Mágoa com a Conmebol
A polêmica semifinal da Libertadores e o gol irregular de Borré na Arena que classificou o River Plate para a final contra o Boca Juniors ainda ecoam no Grêmio. A recusa do Tribunal Disciplinar da Conmebol em reverter o resultado da partida de volta, vencida por 2 a 1 pelos argentinos, deixou mágoas no grupo de jogadores. Isso ficou evidente quando Paulo Victor foi questionado pela reportagem sobre quais foram as lições que a competição de 2018 deixou para esta temporada.
— A lição negativa foi o gol com a mão que eles validaram. Se busca tanto a honestidade no futebol, a imprensa cobra isso dos atletas e ali, onde a TV mostra e está tudo muito bem claro, não foi exercida essa honestidade. Essa é a maior lição. Fomos campeões em 2017 e chegamos a uma semifinal no ano passado. Isso tem de ser valorizado pelo elenco. O que ficou de lição foi esse lado da desonestidade, um gol ilegal marcado como legal — desabafa.
O goleiro evita citar o termo "roubado". No entanto, deixa claro que a decisão do árbitro de vídeo no campo causou revolta entre os atletas.
— Erro é humano, e isso vai acontecer a vida toda. Mas quando você tem um recurso que pode mostrar a situação real e esse erro é exercido, aí você já não encara mais como uma coisa natural. Se eu tirar alguma coisa de você sem você ver, não vai saber que fui eu que peguei. Mas se estiver vendo, com uma imagem que comprove, com certeza você vai ficar chateado comigo — compara.
Ainda assim, Paulo Victor pretende deixar o episódio polêmico no passado. O goleiro, campeão da América como reserva de Grohe, agora pretende adicionar mais uma conquista de Libertadores ao seu currículo. Mas, desta vez, como titular.

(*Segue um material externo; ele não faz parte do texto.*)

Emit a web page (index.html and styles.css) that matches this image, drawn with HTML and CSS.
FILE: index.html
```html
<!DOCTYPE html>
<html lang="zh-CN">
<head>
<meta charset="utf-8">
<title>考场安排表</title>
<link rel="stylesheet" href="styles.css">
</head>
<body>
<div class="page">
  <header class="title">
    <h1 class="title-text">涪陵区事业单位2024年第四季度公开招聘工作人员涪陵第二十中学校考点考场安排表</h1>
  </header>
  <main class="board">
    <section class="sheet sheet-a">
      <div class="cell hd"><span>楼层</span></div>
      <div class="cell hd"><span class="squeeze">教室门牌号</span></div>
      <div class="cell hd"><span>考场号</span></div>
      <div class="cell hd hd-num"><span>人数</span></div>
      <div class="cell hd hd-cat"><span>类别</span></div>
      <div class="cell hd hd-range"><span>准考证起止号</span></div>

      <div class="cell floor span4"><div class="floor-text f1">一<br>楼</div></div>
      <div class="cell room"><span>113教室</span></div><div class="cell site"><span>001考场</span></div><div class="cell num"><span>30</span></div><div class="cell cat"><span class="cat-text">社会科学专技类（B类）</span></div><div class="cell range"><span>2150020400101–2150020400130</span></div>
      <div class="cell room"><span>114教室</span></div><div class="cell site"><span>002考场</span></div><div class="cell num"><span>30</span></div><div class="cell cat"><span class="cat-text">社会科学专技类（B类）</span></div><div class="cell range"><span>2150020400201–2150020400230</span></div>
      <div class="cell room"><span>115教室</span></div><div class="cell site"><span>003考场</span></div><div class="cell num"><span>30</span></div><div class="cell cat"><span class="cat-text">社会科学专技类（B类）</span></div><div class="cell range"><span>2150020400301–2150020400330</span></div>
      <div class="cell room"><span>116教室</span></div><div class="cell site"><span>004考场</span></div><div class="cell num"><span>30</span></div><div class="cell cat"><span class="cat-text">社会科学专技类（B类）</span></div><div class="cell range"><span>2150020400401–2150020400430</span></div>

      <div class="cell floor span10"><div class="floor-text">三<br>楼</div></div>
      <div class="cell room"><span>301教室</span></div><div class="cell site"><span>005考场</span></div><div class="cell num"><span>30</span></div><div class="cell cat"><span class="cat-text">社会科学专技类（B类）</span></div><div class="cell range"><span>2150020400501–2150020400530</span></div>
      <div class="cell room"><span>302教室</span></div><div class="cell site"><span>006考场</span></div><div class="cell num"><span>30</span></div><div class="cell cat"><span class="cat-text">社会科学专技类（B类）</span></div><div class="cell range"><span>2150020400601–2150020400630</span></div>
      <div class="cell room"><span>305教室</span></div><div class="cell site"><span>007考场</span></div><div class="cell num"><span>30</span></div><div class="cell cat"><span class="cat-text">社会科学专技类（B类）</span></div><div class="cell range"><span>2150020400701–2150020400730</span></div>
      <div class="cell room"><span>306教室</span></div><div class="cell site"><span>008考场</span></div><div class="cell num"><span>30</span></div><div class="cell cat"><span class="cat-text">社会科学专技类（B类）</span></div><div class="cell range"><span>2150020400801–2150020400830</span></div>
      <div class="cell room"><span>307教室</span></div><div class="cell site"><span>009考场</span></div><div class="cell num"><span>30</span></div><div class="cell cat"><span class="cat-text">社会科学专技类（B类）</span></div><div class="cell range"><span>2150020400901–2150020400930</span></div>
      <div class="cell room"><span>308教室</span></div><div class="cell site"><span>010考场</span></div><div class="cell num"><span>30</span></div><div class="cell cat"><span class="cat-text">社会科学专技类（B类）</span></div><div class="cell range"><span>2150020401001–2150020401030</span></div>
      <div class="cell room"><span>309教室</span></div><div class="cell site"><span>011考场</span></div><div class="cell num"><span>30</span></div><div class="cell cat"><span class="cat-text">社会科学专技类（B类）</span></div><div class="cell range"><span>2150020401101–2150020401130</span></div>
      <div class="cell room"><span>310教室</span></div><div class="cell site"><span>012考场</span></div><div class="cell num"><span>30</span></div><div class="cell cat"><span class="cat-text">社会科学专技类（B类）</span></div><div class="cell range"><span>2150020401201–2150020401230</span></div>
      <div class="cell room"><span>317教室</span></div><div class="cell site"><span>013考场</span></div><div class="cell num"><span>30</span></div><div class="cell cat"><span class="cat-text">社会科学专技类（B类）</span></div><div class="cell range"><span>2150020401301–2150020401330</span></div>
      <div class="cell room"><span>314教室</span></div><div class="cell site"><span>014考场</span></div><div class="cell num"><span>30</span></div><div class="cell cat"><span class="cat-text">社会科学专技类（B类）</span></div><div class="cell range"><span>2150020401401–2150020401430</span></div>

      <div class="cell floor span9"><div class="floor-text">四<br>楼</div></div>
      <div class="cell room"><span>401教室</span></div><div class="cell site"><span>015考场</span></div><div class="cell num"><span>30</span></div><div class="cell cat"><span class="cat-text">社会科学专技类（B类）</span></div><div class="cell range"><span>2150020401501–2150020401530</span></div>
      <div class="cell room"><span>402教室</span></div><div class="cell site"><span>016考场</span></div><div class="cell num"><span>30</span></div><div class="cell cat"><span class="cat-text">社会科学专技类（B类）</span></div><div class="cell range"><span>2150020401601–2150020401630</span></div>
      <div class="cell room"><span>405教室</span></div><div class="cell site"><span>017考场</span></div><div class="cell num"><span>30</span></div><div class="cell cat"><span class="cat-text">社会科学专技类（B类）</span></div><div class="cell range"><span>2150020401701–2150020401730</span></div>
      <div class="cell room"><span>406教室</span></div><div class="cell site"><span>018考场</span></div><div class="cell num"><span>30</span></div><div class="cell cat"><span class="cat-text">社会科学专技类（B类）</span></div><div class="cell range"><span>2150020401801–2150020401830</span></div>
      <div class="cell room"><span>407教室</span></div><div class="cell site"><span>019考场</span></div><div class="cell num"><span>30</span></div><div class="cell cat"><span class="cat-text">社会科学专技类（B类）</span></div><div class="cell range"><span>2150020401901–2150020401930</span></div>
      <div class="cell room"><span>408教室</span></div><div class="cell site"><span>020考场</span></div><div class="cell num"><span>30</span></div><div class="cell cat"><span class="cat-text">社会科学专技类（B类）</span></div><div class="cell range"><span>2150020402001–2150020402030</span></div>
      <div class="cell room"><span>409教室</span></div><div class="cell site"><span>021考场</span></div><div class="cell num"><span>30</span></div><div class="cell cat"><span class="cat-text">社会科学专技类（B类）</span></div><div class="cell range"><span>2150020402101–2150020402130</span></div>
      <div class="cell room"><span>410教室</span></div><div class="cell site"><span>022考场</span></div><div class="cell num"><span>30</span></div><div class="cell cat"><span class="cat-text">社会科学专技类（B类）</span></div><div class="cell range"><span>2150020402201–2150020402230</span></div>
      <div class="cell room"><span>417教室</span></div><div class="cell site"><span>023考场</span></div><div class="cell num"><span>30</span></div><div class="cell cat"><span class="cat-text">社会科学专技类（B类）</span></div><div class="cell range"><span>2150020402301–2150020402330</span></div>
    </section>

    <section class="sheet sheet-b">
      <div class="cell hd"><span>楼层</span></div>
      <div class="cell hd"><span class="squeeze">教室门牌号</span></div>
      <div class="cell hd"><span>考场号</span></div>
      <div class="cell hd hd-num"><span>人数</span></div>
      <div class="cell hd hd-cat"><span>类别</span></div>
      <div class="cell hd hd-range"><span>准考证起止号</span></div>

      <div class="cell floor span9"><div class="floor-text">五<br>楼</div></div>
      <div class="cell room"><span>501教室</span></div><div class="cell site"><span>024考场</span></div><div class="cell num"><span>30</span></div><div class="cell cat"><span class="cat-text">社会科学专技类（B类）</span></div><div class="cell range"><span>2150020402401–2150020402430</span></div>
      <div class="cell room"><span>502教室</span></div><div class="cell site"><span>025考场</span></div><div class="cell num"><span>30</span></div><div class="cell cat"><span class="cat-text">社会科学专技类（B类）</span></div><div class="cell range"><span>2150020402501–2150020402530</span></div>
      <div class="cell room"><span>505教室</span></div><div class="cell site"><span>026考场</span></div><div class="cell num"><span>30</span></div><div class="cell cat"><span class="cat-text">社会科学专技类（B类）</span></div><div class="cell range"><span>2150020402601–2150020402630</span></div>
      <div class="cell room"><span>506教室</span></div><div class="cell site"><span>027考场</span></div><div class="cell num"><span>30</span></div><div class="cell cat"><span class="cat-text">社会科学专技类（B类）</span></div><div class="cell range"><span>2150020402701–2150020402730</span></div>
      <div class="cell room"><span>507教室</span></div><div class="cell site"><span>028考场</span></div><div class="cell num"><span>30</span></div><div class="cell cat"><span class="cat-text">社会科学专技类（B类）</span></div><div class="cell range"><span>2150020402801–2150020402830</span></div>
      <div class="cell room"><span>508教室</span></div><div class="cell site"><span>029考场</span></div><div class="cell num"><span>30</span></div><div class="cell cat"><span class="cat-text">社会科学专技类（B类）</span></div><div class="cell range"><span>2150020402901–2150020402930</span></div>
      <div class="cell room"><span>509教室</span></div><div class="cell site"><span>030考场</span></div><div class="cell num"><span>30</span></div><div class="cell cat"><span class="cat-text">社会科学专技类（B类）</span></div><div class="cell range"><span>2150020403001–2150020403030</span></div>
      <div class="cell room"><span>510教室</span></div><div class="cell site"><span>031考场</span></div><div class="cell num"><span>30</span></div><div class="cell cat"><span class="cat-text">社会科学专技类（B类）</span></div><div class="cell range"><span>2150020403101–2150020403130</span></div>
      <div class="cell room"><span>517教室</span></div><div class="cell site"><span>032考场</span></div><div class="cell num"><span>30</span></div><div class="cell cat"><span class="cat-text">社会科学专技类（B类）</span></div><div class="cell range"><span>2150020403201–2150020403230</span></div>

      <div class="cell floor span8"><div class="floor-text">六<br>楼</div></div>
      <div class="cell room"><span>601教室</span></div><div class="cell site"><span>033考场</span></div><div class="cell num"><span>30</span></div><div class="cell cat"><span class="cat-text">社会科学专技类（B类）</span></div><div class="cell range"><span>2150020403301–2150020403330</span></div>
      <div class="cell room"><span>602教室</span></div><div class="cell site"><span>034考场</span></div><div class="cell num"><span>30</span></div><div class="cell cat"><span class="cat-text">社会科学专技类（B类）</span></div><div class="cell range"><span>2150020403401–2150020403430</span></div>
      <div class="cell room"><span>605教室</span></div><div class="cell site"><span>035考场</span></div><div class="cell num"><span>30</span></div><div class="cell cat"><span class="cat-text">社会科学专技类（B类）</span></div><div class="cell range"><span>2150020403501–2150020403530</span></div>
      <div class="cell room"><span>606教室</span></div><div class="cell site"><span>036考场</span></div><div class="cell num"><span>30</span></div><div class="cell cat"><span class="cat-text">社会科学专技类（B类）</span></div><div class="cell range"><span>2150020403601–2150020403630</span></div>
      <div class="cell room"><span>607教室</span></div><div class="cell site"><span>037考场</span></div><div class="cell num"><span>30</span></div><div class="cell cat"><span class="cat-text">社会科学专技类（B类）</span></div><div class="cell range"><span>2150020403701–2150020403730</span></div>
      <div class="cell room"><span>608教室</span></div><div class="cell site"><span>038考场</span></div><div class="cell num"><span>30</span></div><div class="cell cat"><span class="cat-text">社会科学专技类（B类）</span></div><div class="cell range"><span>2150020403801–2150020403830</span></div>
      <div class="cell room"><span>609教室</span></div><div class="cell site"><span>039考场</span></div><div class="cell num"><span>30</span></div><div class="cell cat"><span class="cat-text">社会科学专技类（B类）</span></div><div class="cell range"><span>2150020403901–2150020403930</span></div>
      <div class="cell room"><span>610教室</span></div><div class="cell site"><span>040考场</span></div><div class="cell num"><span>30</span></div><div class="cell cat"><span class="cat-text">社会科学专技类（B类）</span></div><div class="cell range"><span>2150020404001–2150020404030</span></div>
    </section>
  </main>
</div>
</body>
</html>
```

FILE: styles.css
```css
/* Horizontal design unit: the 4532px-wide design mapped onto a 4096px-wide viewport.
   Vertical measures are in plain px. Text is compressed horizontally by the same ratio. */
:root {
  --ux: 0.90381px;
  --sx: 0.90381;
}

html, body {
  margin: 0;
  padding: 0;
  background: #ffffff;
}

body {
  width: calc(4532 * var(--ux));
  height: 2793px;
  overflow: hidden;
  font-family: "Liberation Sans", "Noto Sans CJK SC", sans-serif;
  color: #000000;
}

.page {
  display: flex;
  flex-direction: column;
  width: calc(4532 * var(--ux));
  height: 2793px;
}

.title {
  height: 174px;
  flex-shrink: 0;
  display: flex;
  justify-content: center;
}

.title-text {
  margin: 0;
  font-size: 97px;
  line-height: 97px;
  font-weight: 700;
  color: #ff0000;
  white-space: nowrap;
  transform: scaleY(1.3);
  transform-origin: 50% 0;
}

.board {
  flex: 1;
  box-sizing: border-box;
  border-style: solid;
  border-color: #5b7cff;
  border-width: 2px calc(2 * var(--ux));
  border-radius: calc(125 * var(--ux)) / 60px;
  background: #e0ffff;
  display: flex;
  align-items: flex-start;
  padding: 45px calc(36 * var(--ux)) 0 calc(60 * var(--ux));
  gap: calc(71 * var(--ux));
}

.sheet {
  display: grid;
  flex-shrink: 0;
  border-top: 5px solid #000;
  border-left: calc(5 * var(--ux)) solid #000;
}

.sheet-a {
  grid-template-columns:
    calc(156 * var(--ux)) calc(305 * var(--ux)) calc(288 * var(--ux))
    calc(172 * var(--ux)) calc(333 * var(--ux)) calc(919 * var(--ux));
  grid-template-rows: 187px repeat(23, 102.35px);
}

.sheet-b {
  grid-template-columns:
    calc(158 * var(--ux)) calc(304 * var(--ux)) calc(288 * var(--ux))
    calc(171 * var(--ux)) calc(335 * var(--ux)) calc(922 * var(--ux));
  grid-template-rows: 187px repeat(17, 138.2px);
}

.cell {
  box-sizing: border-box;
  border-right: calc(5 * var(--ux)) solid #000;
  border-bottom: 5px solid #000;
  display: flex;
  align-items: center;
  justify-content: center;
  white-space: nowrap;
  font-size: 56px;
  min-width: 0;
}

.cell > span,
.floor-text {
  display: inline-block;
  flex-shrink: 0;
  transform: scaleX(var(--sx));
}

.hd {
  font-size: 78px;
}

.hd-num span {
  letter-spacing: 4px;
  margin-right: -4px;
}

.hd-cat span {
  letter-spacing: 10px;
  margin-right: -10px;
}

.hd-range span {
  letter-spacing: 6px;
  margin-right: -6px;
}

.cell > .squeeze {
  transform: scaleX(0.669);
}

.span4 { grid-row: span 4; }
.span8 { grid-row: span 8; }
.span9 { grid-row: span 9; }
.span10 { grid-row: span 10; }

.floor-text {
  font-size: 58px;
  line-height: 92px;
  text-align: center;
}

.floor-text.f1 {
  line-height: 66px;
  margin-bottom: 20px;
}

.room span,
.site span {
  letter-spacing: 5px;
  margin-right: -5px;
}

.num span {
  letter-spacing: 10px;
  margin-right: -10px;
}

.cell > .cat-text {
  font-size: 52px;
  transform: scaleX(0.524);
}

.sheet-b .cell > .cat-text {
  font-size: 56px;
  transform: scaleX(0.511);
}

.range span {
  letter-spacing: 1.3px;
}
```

— A gente sempre quer vencer. Claro que sempre queremos estar jogando, mas o gosto sempre será o mesmo. É um privilégio ter vencido a Libertadores, o que muitos no futebol brasileiro não conseguiram ainda. Fica marcado na nossa história, mas sempre vou querer ser campeão. Independentemente da competição que seja — comenta.